- **Description of the task**: Each line below that contains "React" counts once; report the total and nothing more.

- **Given data**:

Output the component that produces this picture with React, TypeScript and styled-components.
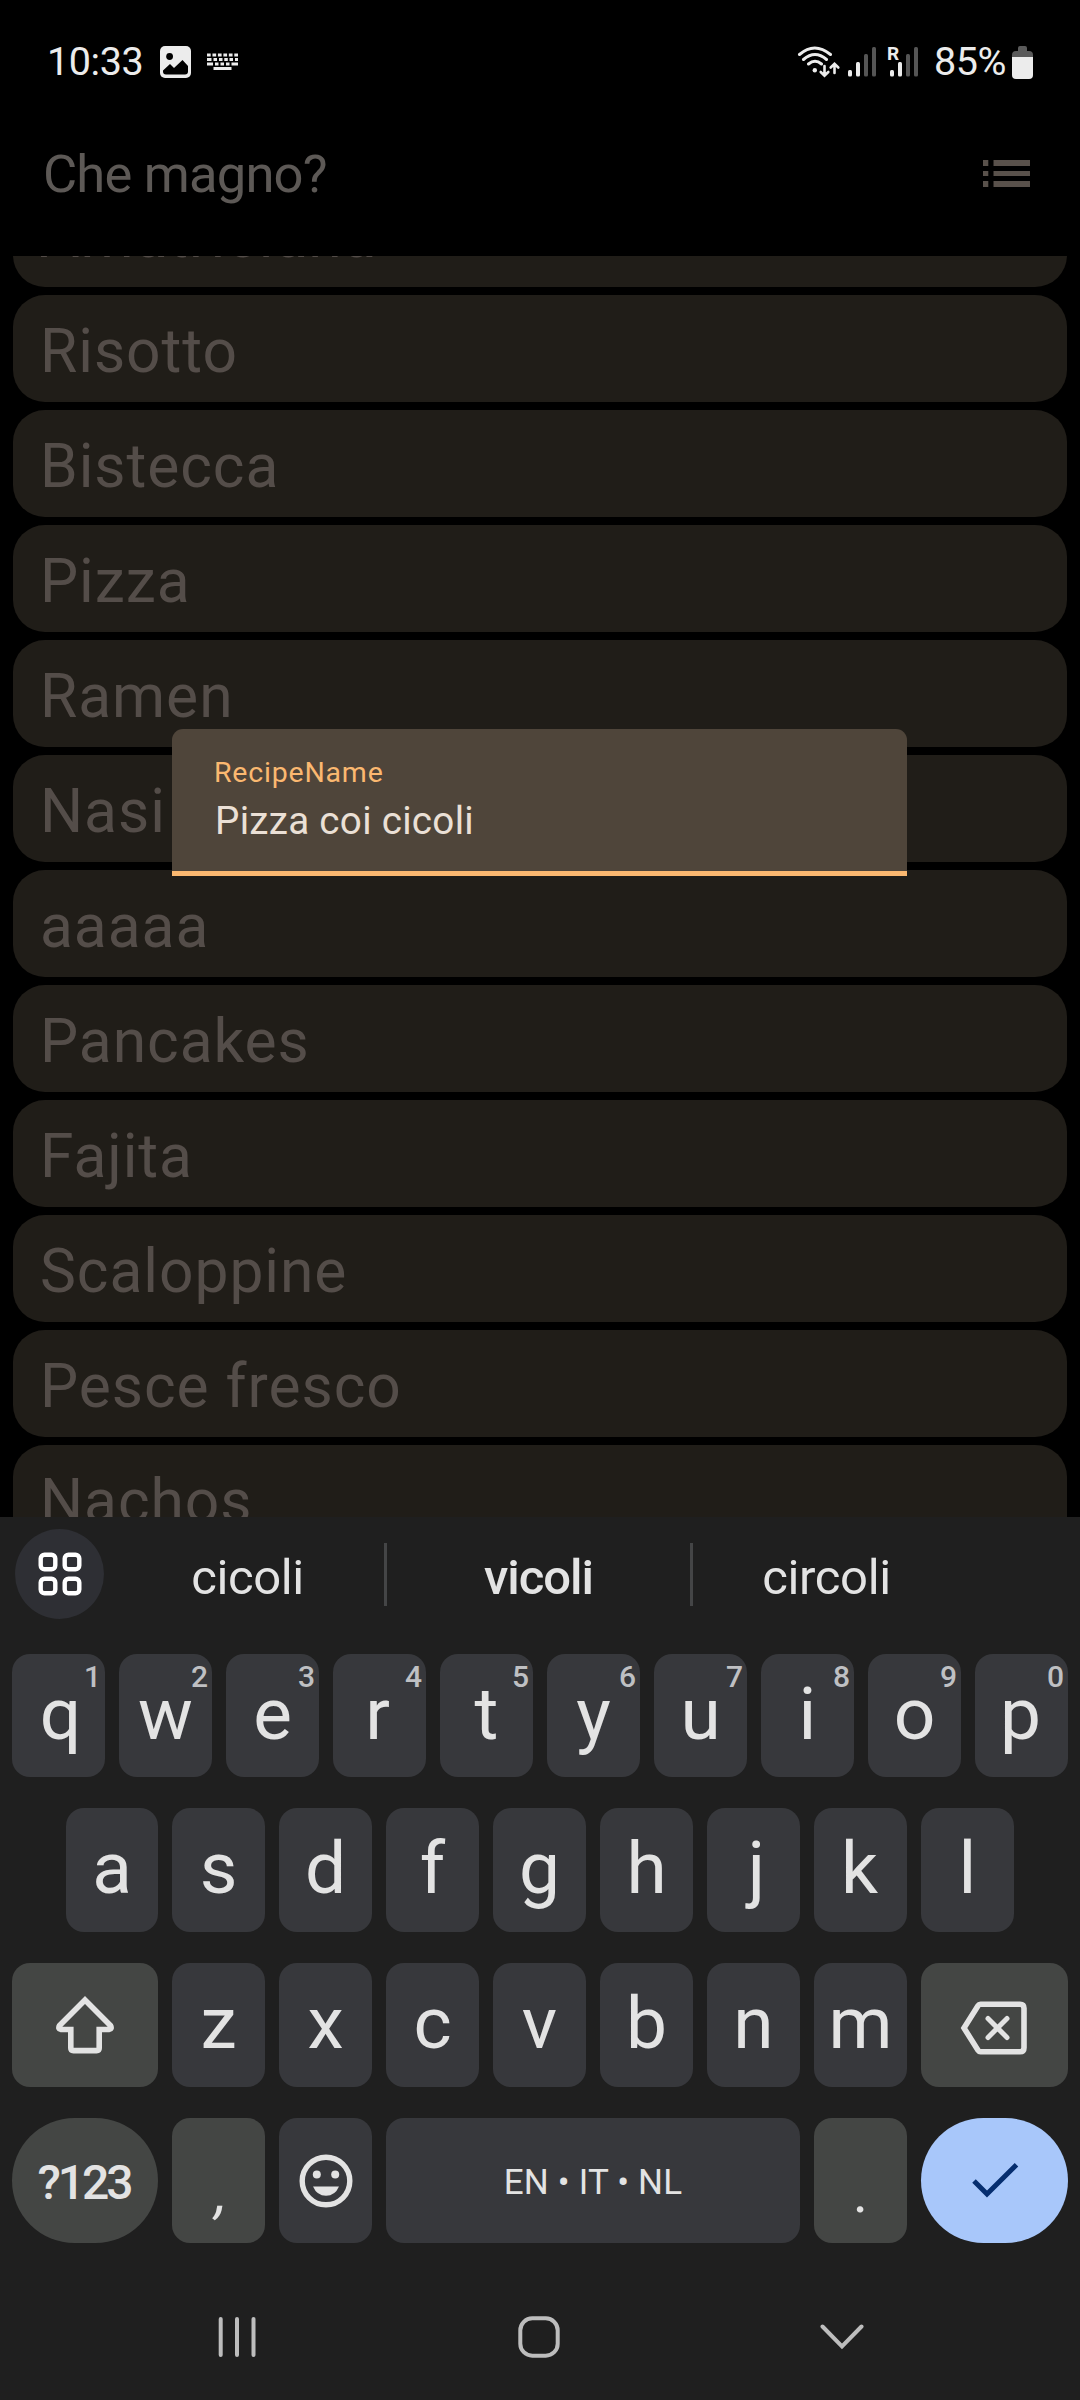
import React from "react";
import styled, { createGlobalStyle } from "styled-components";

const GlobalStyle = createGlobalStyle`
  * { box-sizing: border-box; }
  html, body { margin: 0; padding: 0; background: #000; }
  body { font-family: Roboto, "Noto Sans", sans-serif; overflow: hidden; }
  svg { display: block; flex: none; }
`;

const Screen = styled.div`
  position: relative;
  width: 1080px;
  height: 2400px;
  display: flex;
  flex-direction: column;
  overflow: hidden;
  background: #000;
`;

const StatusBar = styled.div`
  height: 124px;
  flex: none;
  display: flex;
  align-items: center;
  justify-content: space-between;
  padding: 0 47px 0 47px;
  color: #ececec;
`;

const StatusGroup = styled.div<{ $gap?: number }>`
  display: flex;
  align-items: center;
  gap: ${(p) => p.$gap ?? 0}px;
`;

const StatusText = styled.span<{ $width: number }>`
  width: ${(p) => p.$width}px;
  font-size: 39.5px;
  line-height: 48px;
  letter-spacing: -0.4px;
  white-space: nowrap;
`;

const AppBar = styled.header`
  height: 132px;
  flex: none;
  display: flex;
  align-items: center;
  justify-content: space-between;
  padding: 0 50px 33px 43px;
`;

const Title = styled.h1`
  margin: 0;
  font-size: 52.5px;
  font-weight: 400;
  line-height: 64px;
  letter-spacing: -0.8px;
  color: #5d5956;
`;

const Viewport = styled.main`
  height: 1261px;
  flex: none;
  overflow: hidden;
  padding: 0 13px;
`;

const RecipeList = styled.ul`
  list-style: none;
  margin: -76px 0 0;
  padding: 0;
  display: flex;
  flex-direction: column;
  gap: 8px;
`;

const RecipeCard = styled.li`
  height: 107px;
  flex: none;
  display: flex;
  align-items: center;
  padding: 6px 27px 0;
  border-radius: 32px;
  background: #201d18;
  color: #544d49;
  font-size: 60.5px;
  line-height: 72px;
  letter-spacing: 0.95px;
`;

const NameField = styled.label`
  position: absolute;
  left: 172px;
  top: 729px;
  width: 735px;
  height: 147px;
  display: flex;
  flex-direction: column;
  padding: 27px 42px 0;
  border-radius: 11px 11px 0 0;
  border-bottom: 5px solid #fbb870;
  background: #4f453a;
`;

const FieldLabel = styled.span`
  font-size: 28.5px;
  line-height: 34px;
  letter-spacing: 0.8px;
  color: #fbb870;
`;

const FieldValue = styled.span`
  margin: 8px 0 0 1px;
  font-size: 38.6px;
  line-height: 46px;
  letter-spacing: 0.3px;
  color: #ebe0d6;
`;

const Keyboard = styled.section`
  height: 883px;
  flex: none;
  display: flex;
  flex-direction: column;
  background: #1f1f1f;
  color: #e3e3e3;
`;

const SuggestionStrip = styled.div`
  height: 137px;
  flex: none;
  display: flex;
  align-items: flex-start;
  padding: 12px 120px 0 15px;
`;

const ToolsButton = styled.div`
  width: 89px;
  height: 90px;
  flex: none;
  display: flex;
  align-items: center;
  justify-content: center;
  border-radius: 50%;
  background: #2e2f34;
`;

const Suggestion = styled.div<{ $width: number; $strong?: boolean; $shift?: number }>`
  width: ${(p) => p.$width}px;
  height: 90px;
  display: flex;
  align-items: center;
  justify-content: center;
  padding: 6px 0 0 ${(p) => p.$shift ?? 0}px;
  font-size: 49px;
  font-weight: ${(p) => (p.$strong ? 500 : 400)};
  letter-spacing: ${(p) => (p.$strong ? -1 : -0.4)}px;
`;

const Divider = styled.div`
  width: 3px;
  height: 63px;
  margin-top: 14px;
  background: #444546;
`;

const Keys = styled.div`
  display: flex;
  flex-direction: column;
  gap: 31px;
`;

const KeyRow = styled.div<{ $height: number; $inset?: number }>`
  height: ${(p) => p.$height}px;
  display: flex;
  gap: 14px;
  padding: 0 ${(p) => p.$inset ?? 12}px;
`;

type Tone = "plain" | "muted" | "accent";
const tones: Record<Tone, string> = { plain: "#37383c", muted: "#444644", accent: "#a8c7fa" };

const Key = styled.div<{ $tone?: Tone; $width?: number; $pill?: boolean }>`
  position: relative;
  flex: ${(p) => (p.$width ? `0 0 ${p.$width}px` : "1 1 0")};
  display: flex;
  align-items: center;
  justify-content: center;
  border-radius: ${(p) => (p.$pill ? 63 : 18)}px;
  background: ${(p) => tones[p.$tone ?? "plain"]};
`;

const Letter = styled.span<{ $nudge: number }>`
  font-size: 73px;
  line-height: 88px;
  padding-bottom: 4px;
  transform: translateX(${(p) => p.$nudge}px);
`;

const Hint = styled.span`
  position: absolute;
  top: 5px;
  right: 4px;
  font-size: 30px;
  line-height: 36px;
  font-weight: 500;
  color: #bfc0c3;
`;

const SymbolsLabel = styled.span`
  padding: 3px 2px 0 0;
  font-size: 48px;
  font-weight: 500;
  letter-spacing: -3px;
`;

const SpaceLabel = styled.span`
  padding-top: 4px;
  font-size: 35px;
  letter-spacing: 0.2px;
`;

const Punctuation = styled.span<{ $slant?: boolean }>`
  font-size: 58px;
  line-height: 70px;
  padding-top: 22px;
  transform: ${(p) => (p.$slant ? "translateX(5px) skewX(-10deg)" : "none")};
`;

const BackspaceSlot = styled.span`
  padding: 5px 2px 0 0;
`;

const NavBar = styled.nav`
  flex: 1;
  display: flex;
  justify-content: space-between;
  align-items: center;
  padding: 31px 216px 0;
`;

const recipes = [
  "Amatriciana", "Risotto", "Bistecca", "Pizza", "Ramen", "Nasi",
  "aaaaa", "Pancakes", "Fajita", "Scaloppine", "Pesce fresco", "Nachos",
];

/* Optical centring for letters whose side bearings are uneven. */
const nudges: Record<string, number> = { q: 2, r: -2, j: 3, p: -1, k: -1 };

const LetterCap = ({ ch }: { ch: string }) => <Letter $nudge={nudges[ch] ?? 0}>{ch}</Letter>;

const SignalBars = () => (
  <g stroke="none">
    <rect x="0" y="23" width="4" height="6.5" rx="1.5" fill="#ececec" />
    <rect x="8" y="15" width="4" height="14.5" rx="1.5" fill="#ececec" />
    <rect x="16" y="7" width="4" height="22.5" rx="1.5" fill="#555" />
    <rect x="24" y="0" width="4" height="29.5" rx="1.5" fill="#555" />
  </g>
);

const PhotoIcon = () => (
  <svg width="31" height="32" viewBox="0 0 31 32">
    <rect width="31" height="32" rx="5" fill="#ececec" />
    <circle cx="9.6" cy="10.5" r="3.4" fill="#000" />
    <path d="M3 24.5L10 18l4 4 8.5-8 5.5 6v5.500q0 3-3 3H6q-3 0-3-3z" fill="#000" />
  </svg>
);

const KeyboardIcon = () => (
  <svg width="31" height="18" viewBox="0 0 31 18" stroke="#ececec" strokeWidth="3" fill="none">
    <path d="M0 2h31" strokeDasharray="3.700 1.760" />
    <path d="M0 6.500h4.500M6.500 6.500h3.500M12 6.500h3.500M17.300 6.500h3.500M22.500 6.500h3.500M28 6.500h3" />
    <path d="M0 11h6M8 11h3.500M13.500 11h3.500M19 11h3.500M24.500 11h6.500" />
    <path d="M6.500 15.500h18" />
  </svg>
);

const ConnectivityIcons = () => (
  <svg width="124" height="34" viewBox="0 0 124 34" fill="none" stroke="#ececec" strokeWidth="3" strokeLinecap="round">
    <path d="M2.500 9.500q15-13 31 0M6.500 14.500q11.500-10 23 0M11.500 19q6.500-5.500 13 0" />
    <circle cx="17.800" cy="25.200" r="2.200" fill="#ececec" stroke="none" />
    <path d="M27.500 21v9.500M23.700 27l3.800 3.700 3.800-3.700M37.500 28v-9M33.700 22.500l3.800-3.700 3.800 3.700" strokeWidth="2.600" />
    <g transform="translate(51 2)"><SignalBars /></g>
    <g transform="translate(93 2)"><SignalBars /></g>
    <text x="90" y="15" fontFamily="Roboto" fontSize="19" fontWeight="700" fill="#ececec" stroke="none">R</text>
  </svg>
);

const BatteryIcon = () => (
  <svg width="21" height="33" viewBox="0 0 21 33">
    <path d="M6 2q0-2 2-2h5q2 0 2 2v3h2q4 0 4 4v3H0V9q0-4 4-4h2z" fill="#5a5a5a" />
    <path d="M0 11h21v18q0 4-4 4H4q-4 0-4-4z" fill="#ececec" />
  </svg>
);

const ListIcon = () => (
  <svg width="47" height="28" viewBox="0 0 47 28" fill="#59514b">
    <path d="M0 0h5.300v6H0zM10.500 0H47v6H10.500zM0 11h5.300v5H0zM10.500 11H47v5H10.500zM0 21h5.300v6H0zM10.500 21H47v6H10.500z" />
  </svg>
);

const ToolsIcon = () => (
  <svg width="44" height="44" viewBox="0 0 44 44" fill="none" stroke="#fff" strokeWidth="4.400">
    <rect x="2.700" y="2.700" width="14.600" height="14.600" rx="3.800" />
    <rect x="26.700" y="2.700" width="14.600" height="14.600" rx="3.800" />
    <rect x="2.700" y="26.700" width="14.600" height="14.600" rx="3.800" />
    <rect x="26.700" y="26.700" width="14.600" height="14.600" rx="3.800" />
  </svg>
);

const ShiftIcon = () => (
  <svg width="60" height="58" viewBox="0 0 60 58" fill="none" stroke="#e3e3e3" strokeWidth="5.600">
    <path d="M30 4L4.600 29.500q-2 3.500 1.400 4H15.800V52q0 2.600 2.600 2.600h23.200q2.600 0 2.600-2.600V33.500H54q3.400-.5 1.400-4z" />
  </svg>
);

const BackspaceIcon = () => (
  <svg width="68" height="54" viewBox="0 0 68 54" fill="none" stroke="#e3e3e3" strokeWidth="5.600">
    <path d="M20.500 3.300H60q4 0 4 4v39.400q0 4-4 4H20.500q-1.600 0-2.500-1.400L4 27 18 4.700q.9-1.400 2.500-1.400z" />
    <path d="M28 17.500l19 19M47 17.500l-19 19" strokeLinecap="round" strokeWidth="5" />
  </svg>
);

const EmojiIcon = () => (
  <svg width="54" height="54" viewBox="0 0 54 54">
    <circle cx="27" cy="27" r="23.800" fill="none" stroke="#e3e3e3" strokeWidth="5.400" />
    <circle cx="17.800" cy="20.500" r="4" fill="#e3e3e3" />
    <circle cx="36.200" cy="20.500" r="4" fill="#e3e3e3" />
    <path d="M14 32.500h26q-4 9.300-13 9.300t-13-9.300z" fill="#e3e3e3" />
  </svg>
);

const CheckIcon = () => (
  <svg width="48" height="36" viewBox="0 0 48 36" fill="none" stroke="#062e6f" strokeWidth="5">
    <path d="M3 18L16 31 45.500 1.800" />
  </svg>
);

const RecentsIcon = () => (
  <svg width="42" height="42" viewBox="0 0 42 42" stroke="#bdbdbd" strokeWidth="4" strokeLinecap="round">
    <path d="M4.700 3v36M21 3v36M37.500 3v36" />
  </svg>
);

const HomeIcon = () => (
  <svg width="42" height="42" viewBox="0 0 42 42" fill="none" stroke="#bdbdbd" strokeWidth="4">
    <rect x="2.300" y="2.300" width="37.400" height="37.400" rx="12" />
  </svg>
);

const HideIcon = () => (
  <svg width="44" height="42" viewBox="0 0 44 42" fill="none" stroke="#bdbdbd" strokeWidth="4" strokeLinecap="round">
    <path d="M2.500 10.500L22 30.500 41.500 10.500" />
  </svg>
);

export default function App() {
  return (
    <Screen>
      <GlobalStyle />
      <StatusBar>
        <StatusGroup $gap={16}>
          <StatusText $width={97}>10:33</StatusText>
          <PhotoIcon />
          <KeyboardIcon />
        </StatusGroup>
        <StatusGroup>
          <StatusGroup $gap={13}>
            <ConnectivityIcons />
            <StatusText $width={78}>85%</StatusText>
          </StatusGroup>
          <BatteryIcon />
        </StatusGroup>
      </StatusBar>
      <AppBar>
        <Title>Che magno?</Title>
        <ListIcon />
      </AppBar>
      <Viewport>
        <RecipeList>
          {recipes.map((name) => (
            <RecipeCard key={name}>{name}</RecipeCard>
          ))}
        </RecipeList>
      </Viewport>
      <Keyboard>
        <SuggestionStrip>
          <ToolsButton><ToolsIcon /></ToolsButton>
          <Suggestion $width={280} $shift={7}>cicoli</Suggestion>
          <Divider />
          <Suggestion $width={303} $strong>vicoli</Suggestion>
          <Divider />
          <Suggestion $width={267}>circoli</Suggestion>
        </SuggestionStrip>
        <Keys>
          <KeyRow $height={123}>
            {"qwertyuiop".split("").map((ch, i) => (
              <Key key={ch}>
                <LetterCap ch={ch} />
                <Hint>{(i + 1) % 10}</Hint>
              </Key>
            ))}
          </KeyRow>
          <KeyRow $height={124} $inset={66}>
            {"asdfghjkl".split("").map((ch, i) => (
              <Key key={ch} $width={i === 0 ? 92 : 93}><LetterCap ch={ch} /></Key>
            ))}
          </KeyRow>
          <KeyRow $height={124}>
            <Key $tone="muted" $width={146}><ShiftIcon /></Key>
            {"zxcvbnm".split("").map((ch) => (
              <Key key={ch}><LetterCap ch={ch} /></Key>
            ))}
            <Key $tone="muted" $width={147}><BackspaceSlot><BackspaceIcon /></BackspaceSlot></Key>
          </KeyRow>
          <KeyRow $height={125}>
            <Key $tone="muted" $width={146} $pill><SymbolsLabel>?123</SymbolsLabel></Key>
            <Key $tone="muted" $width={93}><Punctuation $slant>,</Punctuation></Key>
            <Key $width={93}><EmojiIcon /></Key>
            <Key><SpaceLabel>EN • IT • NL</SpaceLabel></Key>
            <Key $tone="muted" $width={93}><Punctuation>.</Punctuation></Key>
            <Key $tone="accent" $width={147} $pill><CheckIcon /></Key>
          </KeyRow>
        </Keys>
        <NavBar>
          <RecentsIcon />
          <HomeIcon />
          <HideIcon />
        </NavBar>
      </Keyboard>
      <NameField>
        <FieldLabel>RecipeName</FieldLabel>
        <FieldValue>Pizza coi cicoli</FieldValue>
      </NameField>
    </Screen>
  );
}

- **Written answer**: 2